While researching last night, I fell into this incredibly fascinating rabbit hole of “perceptual causality and animacy”. The idea that humans, when they see an object move, give it significantly more emotion and meaning than it explicitly has. It turns out Yale has a whole department called the Perception & Cognition Laboratory where they study this. There are quite a number of interesting visual demos on their website.

Wolfpack Effect

One of the first ones I saw was the “wolfpack effect”. A bunch of triangles randomly floating around a circle. In one version, the triangles are oriented with respect to their direction of travel, while in another, they always face the circle.
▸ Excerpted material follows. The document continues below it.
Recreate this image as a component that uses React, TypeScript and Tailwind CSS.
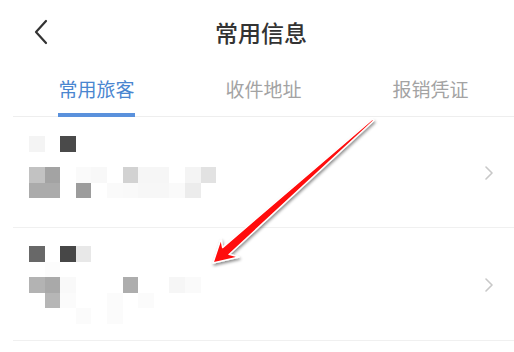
import React from "react";

const M1: string[][] = [
  ["#f4f4f4", "", "#4a4a4a", "", "", "", "", "", "", "", "", "", ""],
  ["", "", "", "", "", "", "", "", "", "", "", "", ""],
  ["#c2c2c2", "#a3a3a3", "", "#fafafa", "#f8f8f8", "", "#d2d2d2", "#f6f6f6", "#f6f6f6", "", "#f4f4f4", "#e2e2e2", ""],
  ["#ababab", "#ababab", "", "#9c9c9c", "", "#fafafa", "#f9f9f9", "#f7f7f7", "#f7f7f7", "#fafafa", "#ececec", "", ""],
];

const M2: string[][] = [
  ["#686868", "", "#474747", "#e8e8e8", "", "", "", "", "", "", "", "", ""],
  ["", "#fcfcfc", "", "", "", "", "", "", "", "", "", "", ""],
  ["#b3b3b3", "#a9a9a9", "#f9f9f9", "", "", "", "#adadad", "", "", "#f6f6f6", "#fafafa", "", ""],
  ["", "#b6b6b6", "#fbfbfb", "", "", "#fbfbfb", "", "#fbfbfb", "", "", "", "", ""],
  ["", "", "", "#fbfbfb", "", "#fbfbfb", "", "", "", "", "", "", ""],
];

function Mosaic({ data }: { data: string[][] }) {
  return (
    <div className="grid grid-cols-[repeat(13,15.6px)] auto-rows-[15.6px]">
      {data.flat().map((c, i) => (
        <div key={i} style={{ backgroundColor: c || "transparent" }} />
      ))}
    </div>
  );
}

function Chevron() {
  return (
    <svg width="10" height="14" viewBox="0 0 10 14" className="shrink-0">
      <path d="M2 1 L8 7 L2 13" fill="none" stroke="#c8c8c8" strokeWidth="1.6" strokeLinecap="round" strokeLinejoin="round" />
    </svg>
  );
}

export default function App() {
  return (
    <div
      className="relative w-[514px] h-[352px] bg-white overflow-hidden"
      style={{ fontFamily: '"Noto Sans CJK SC", "Noto Sans", sans-serif' }}
    >
      {/* Header */}
      <div className="relative h-[64px] flex items-center justify-center">
        <svg width="16" height="26" viewBox="0 0 16 26" className="absolute left-[33px] top-[19px]">
          <path d="M13 2 L3 13 L13 24" fill="none" stroke="#333" strokeWidth="2.2" strokeLinecap="round" strokeLinejoin="round" />
        </svg>
        <span className="pl-[8px] text-[23px] leading-none text-[#333] font-medium">常用信息</span>
      </div>

      {/* Tabs */}
      <div className="ml-[13px] grid grid-cols-3 h-[53px] border-b border-[#eeeeee]">
        <div className="relative flex items-center justify-center pb-[4px]">
          <span className="text-[19px] leading-none text-[#4a86d0]">常用旅客</span>
          <div className="absolute bottom-[-1px] left-[45px] w-[77px] h-[4px] bg-[#5a91dc]" />
        </div>
        <div className="flex items-center justify-center pb-[4px]">
          <span className="text-[19px] leading-none text-[#a3a3a3]">收件地址</span>
        </div>
        <div className="flex items-center justify-center pb-[4px]">
          <span className="text-[19px] leading-none text-[#a3a3a3]">报销凭证</span>
        </div>
      </div>

      {/* Items */}
      <div className="ml-[13px]">
        <div className="h-[111px] border-b border-[#f0f0f0] flex items-start justify-between pr-[20px]">
          <div className="pt-[19px] pl-[16px]">
            <Mosaic data={M1} />
          </div>
          <div className="self-center pt-[2px]">
            <Chevron />
          </div>
        </div>
        <div className="h-[113px] border-b border-[#f0f0f0] flex items-start justify-between pr-[20px]">
          <div className="pt-[18px] pl-[16px]">
            <Mosaic data={M2} />
          </div>
          <div className="self-center pt-[2px]">
            <Chevron />
          </div>
        </div>
      </div>

      {/* Red arrow annotation */}
      <svg className="absolute left-0 top-0 pointer-events-none" width="514" height="352" viewBox="0 0 514 352">
        <defs>
          <filter id="sh" x="-20%" y="-20%" width="140%" height="140%">
            <feDropShadow dx="1" dy="2" stdDeviation="1.5" floodColor="#000" floodOpacity="0.45" />
          </filter>
        </defs>
        <polygon
          points="213,263 221,239 222.6,247.6 372.4,119.2 373.8,120.6 229,254.4 239,257"
          fill="#ff0a0a"
          stroke="#ffffff"
          strokeWidth="1.4"
          strokeLinejoin="round"
          filter="url(#sh)"
        />
      </svg>
    </div>
  );
}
The latter heuristic creates a rather profound impact on the viewer’s perception of the scenario. watch both versions and compare for yourself:

Travel-facing triangles

Circle-facing triangles

Read more about the Wolfpack Effect here:
https://perception.yale.edu/Brian/demos/Animacy-Wolfpack.html

Launching Effect, etc.

There is also a collection of simpler scenarios, like Michotte’s “launching effect”, which you can find here:
https://perception.yale.edu/Brian/demos/Causality-Basics.html

Heider and Simmel (1944)

In addition, I learned of the infamous Heider and Simmel animation of 1944, which is a couple very primitive shapes moving through space which has the power to make most people feel an immense amount of emotion:

Takeaways

In hindsight, these ideas are the foundation of essentially all animation design. I had just never considered that people may have scientifically categorized or experimentally studied the various aspects of the incredible imaginative power of the human mind.

Surely there are many applications of these ideas in game design, as well as many other areas of design. Perhaps you can think of some way to apply to this to your own work?